## begin
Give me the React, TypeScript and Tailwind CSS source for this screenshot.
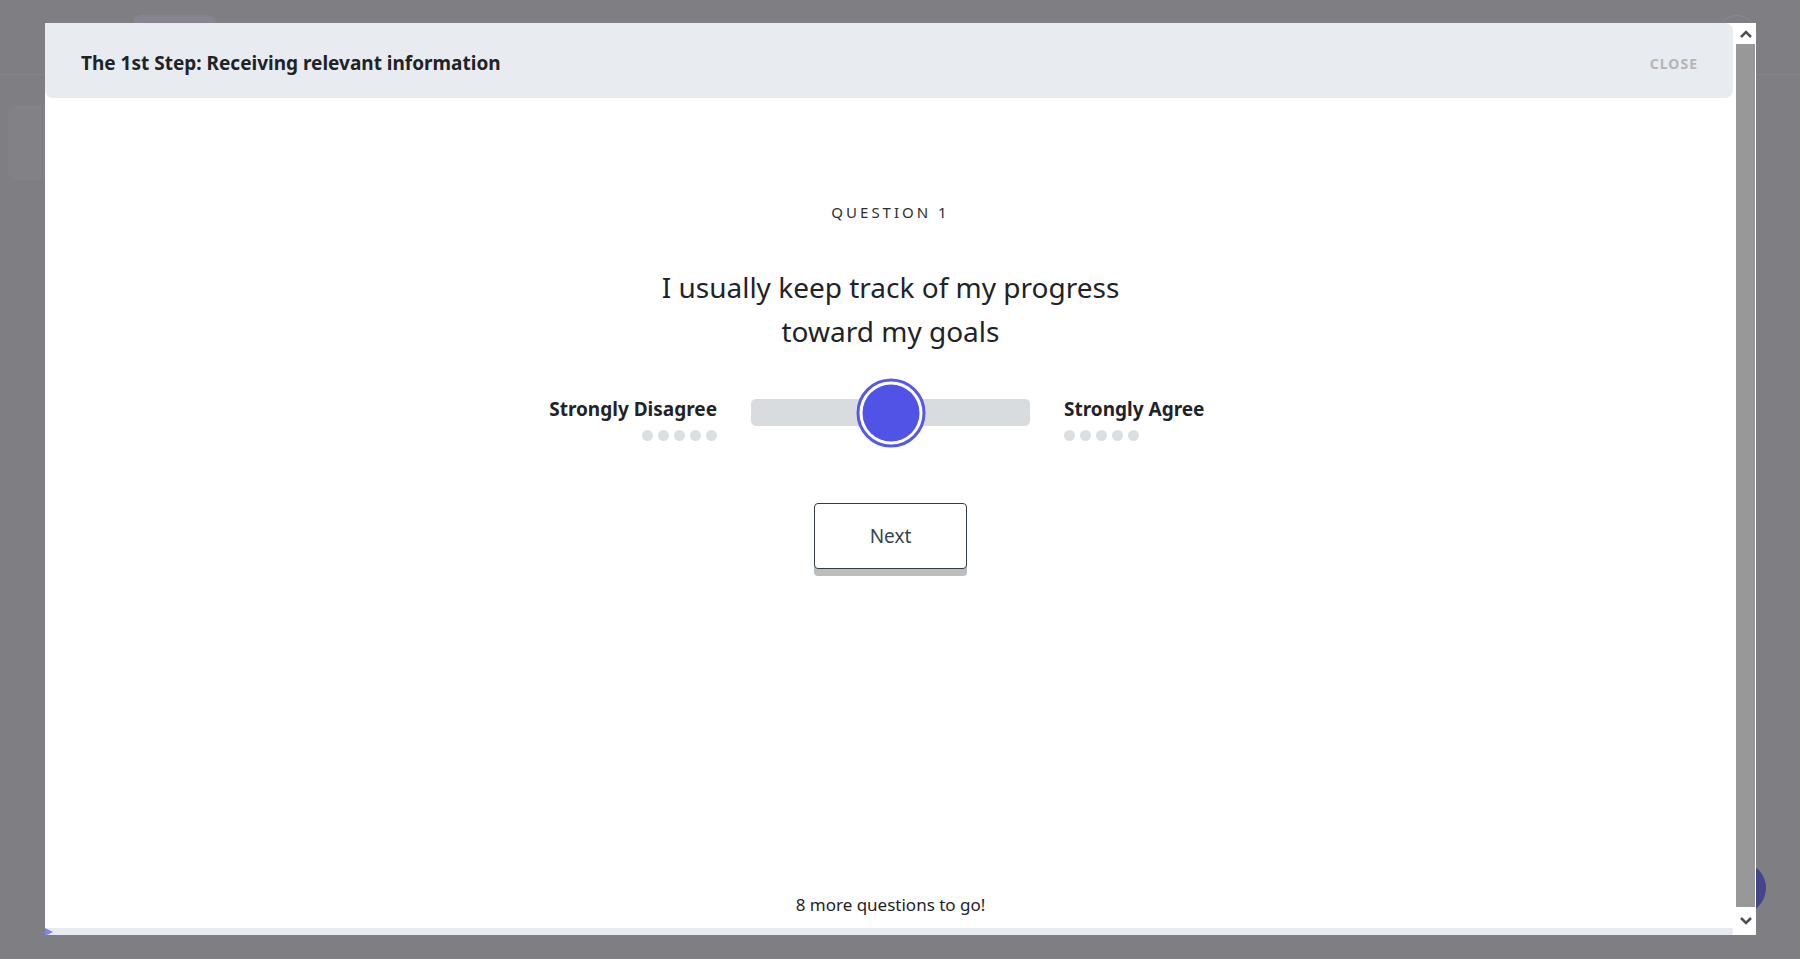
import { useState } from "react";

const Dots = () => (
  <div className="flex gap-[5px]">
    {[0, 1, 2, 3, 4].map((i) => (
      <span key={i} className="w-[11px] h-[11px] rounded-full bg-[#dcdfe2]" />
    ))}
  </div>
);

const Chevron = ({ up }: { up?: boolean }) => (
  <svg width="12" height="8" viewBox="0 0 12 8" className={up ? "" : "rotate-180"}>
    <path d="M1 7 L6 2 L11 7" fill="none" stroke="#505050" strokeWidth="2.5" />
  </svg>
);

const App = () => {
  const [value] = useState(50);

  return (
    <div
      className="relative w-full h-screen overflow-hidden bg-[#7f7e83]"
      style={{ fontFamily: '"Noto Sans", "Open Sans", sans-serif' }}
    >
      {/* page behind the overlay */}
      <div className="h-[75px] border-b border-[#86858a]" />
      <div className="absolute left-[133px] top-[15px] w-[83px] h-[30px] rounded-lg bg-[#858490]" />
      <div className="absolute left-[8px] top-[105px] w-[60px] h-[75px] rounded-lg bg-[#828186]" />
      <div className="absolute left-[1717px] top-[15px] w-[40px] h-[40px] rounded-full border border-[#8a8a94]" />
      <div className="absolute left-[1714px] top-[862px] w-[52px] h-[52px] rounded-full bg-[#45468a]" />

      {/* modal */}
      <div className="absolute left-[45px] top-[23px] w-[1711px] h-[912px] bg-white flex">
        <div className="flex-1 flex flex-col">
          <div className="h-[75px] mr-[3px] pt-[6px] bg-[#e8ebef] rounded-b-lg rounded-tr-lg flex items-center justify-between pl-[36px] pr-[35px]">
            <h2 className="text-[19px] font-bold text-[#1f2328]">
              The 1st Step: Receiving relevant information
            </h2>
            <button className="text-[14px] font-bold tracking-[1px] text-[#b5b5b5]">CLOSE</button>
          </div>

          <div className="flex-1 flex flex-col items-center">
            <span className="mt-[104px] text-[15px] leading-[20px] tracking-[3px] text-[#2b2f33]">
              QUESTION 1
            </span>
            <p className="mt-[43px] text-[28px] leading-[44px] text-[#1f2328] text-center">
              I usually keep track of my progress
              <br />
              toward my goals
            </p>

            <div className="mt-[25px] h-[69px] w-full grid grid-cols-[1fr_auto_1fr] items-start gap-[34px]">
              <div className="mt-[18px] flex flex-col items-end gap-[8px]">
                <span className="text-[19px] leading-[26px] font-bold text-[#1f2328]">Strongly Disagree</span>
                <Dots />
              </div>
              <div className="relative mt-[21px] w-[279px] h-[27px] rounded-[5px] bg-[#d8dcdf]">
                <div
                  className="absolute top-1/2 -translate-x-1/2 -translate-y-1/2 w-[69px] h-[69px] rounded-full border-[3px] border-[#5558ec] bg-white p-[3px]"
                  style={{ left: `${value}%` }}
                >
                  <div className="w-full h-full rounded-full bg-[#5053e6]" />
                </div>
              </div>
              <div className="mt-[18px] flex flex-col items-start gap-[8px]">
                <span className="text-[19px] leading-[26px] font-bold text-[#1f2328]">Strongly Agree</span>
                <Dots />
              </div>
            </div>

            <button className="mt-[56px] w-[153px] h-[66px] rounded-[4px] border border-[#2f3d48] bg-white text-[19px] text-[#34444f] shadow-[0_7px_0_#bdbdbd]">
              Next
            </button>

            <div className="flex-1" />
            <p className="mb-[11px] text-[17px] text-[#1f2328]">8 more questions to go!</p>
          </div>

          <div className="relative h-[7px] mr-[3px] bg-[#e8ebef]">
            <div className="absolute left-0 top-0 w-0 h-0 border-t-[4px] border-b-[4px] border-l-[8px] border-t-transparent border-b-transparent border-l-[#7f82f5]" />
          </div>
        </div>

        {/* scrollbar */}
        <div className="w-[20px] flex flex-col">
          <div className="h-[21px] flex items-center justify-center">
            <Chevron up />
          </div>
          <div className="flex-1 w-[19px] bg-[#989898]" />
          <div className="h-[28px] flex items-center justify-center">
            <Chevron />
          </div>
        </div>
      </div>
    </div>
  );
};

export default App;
## end
## begin
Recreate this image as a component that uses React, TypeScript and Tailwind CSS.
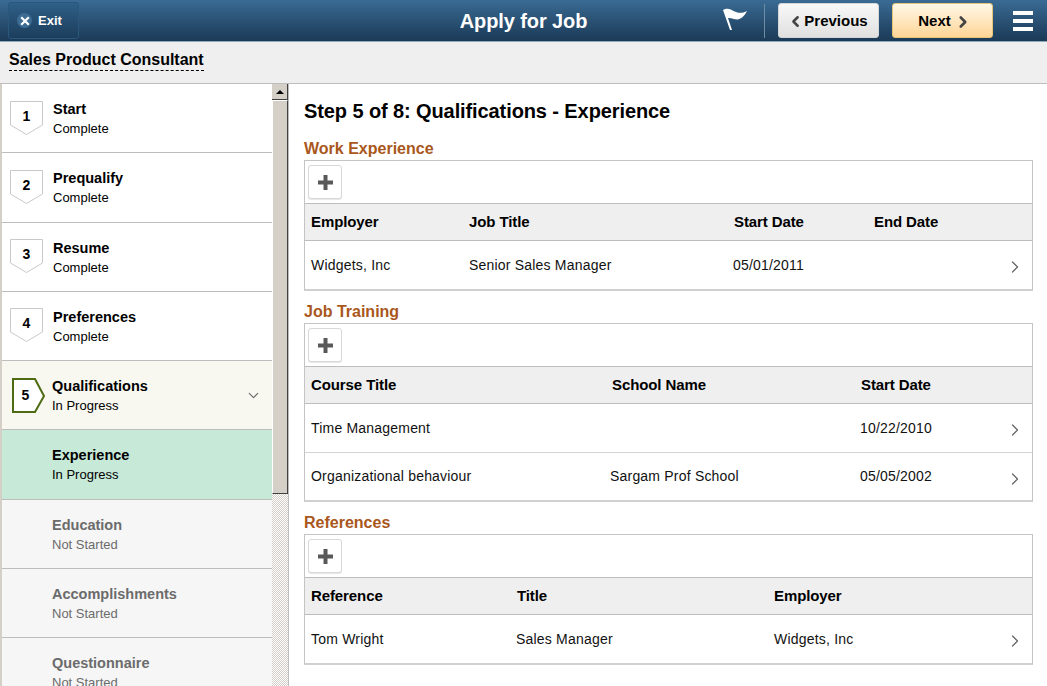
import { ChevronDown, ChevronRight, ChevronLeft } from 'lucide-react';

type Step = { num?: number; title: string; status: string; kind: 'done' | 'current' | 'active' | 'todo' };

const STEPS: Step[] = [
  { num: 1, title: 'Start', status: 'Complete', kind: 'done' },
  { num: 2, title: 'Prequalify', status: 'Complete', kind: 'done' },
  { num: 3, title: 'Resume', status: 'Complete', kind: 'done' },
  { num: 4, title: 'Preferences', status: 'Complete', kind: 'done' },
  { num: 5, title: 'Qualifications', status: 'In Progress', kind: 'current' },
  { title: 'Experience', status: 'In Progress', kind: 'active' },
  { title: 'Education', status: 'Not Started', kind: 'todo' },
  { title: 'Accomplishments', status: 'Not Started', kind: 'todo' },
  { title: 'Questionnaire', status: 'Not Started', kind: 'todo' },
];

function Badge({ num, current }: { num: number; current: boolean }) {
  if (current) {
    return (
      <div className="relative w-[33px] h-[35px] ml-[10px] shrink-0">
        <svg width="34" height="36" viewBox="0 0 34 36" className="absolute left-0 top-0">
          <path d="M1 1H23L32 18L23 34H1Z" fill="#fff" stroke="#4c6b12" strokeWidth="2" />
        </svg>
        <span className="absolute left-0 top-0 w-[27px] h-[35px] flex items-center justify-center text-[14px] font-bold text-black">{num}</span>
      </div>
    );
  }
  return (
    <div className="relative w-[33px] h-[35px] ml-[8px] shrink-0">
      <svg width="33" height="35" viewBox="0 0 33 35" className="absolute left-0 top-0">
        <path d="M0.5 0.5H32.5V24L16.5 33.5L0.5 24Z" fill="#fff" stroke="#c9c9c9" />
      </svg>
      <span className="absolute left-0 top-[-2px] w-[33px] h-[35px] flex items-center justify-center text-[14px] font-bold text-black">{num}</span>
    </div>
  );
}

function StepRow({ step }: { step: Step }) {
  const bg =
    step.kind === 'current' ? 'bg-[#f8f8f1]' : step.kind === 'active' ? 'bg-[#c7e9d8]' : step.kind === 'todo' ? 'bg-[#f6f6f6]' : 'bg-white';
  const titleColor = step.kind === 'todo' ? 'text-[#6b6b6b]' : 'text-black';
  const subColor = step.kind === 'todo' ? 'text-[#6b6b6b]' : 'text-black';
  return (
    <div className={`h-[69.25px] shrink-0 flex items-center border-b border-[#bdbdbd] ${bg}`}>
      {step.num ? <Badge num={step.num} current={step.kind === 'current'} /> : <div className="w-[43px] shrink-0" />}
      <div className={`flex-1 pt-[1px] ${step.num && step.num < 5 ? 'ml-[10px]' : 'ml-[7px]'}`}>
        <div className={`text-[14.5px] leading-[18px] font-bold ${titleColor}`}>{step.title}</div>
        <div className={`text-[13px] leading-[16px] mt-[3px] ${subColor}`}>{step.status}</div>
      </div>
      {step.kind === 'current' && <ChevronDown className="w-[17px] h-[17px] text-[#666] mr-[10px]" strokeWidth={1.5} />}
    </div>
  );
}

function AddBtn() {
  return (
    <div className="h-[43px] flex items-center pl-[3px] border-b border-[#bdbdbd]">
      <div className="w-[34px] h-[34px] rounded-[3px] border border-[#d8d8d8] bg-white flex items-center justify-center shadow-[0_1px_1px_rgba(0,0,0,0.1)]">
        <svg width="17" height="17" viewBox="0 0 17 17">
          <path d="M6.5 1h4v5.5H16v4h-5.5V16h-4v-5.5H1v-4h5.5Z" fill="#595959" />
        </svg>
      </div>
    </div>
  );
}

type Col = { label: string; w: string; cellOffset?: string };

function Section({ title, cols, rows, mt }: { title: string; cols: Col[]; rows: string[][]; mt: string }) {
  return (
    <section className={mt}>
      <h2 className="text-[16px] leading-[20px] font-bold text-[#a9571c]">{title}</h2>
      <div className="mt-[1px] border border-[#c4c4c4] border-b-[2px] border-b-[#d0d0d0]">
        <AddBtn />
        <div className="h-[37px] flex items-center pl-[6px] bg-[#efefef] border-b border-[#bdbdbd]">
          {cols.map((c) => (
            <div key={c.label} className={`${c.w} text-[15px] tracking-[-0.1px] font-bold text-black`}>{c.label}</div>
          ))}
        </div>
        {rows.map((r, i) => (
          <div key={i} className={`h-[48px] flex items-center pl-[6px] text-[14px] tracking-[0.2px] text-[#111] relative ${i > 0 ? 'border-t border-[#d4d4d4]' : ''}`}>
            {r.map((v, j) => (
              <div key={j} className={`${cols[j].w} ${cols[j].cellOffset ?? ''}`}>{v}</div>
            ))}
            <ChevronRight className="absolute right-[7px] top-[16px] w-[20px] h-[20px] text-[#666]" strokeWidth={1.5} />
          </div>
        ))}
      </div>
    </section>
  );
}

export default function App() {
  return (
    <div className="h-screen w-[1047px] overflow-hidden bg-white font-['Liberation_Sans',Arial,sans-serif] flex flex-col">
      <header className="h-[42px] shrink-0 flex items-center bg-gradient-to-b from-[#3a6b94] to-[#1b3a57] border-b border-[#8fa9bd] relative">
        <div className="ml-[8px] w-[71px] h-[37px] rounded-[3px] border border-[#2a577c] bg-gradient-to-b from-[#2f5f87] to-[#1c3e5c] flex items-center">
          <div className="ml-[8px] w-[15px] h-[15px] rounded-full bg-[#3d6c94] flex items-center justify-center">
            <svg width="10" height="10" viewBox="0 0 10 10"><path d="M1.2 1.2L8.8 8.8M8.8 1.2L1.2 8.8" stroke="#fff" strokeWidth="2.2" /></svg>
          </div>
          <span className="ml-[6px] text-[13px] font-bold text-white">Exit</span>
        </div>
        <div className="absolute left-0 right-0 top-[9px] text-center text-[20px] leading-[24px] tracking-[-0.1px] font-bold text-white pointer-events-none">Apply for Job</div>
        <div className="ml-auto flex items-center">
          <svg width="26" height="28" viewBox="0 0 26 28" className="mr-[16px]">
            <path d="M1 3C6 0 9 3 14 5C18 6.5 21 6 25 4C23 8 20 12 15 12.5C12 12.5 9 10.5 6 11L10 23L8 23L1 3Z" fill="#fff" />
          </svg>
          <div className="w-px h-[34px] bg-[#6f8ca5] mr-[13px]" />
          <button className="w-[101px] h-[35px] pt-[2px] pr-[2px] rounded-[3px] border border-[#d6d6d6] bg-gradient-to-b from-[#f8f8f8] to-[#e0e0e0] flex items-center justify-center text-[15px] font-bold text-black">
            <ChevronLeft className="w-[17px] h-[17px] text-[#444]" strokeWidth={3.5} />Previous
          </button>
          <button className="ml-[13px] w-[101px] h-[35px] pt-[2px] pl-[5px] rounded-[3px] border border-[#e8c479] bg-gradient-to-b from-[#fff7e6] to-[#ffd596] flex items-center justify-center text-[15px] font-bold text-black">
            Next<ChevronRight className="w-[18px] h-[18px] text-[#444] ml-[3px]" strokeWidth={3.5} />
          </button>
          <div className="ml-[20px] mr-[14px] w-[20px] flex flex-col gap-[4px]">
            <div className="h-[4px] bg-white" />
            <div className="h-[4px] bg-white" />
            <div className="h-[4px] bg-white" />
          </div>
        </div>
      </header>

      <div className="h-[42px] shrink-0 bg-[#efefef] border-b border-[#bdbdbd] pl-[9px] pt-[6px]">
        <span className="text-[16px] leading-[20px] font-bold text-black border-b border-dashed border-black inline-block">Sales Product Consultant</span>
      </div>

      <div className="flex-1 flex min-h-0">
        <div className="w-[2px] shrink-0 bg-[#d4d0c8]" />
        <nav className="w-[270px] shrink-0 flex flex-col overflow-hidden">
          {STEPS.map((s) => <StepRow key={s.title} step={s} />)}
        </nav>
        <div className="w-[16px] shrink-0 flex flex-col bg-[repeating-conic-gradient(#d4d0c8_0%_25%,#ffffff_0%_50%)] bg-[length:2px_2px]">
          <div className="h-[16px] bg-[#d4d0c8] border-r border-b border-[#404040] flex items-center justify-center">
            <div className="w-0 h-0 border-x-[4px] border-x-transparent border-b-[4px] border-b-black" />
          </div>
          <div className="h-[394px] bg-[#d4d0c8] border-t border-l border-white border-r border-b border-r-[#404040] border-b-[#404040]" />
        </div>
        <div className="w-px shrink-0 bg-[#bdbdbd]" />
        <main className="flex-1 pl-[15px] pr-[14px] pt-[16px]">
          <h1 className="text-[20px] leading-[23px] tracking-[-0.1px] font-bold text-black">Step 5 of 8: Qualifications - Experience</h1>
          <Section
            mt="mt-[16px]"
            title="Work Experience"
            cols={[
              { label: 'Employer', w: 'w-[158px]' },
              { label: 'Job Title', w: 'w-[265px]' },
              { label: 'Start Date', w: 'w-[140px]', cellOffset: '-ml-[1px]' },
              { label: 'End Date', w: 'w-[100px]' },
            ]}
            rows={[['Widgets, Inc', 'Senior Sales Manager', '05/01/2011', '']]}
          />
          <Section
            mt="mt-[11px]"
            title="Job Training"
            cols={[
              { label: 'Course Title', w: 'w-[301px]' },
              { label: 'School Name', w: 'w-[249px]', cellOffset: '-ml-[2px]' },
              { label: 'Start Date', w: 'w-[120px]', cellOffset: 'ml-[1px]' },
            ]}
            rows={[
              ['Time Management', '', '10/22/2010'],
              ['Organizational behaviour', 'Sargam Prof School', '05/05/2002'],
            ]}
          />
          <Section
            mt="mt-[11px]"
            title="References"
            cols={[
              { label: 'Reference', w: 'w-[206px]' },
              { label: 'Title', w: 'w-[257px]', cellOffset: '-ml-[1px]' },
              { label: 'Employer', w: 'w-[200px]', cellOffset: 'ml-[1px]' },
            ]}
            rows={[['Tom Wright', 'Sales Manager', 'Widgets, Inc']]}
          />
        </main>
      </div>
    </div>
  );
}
## end
WRITTEN EXERCISE -
Look above and copy only the lines from the one holding "Recreate this image" to the one holding "number; title: string;", both included, exactly, minus the pictures.

RESPONSE TO THE TASK -
Recreate this image as a component that uses React, TypeScript and Tailwind CSS.
import { ChevronDown, ChevronRight, ChevronLeft } from 'lucide-react';

type Step = { num?: number; title: string; status: string; kind: 'done' | 'current' | 'active' | 'todo' };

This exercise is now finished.